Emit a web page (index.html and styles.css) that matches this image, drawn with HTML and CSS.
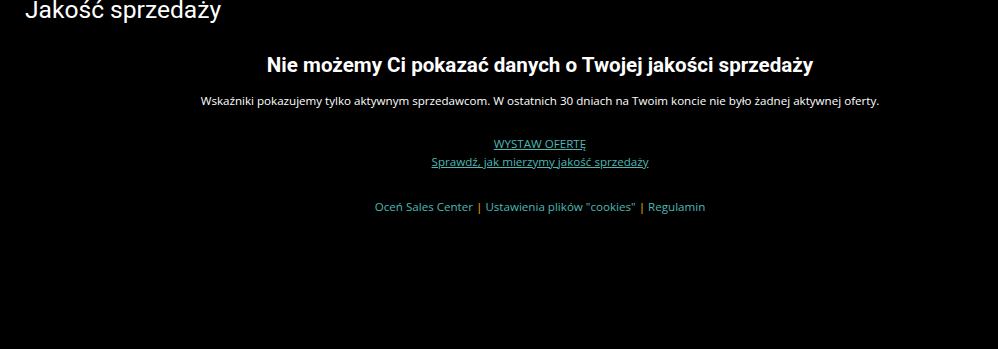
FILE: index.html
```html
<!DOCTYPE html>
<html lang="pl">
<head>
<meta charset="utf-8">
<title>Jakość sprzedaży</title>
<link rel="stylesheet" href="styles.css">
</head>
<body>
<h1 class="page-title">Jakość sprzedaży</h1>
<main class="content">
  <h2 class="empty-title">Nie możemy Ci pokazać danych o Twojej jakości sprzedaży</h2>
  <p class="empty-text">Wskaźniki pokazujemy tylko aktywnym sprzedawcom. W ostatnich 30 dniach na Twoim koncie nie było żadnej aktywnej oferty.</p>
  <div class="links">
    <a href="#" class="link">WYSTAW OFERTĘ</a>
    <a href="#" class="link">Sprawdź, jak mierzymy jakość sprzedaży</a>
  </div>
  <footer class="footer">
    <a href="#" class="footer-link">Oceń Sales Center</a>
    <span class="sep">|</span>
    <a href="#" class="footer-link">Ustawienia plików "cookies"</a>
    <span class="sep">|</span>
    <a href="#" class="footer-link">Regulamin</a>
  </footer>
</main>
</body>
</html>
```
FILE: styles.css
```css
html, body {
  margin: 0;
  padding: 0;
  background: #000;
  height: 100%;
}
body {
  font-family: "Open Sans", "Liberation Sans", sans-serif;
  color: #fff;
}
.page-title {
  margin: 0;
  padding-left: 25px;
  font-family: Roboto, "Liberation Sans", sans-serif;
  font-weight: 400;
  font-size: 24.6px;
  line-height: 20px;
  color: #fff;
}
.content {
  margin-left: 82px;
  text-align: center;
}
.empty-title {
  margin: 33px 0 0;
  font-family: Roboto, "Liberation Sans", sans-serif;
  font-weight: 700;
  font-size: 20.6px;
  line-height: 24px;
}
.empty-text {
  margin: 15px 0 0;
  font-size: 11.6px;
  line-height: 18px;
}
.links {
  margin-top: 25px;
  display: flex;
  flex-direction: column;
  align-items: center;
}
.link {
  font-size: 11.6px;
  line-height: 17px;
  color: #4db8b4;
  text-decoration: underline;
}
.link + .link {
  margin-top: 1px;
}
.footer {
  margin-top: 28px;
  font-size: 11.6px;
  line-height: 18px;
}
.footer-link {
  color: #4db8b4;
  text-decoration: none;
}
.sep {
  color: #f5b400;
}
```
——————
Instruction. Copy the material shown above in full and exactly. Skip the pictures.

Written response.
Emit a web page (index.html and styles.css) that matches this image, drawn with HTML and CSS.
FILE: index.html
```html
<!DOCTYPE html>
<html lang="pl">
<head>
<meta charset="utf-8">
<title>Jakość sprzedaży</title>
<link rel="stylesheet" href="styles.css">
</head>
<body>
<h1 class="page-title">Jakość sprzedaży</h1>
<main class="content">
  <h2 class="empty-title">Nie możemy Ci pokazać danych o Twojej jakości sprzedaży</h2>
  <p class="empty-text">Wskaźniki pokazujemy tylko aktywnym sprzedawcom. W ostatnich 30 dniach na Twoim koncie nie było żadnej aktywnej oferty.</p>
  <div class="links">
    <a href="#" class="link">WYSTAW OFERTĘ</a>
    <a href="#" class="link">Sprawdź, jak mierzymy jakość sprzedaży</a>
  </div>
  <footer class="footer">
    <a href="#" class="footer-link">Oceń Sales Center</a>
    <span class="sep">|</span>
    <a href="#" class="footer-link">Ustawienia plików "cookies"</a>
    <span class="sep">|</span>
    <a href="#" class="footer-link">Regulamin</a>
  </footer>
</main>
</body>
</html>
```
FILE: styles.css
```css
html, body {
  margin: 0;
  padding: 0;
  background: #000;
  height: 100%;
}
body {
  font-family: "Open Sans", "Liberation Sans", sans-serif;
  color: #fff;
}
.page-title {
  margin: 0;
  padding-left: 25px;
  font-family: Roboto, "Liberation Sans", sans-serif;
  font-weight: 400;
  font-size: 24.6px;
  line-height: 20px;
  color: #fff;
}
.content {
  margin-left: 82px;
  text-align: center;
}
.empty-title {
  margin: 33px 0 0;
  font-family: Roboto, "Liberation Sans", sans-serif;
  font-weight: 700;
  font-size: 20.6px;
  line-height: 24px;
}
.empty-text {
  margin: 15px 0 0;
  font-size: 11.6px;
  line-height: 18px;
}
.links {
  margin-top: 25px;
  display: flex;
  flex-direction: column;
  align-items: center;
}
.link {
  font-size: 11.6px;
  line-height: 17px;
  color: #4db8b4;
  text-decoration: underline;
}
.link + .link {
  margin-top: 1px;
}
.footer {
  margin-top: 28px;
  font-size: 11.6px;
  line-height: 18px;
}
.footer-link {
  color: #4db8b4;
  text-decoration: none;
}
.sep {
  color: #f5b400;
}
```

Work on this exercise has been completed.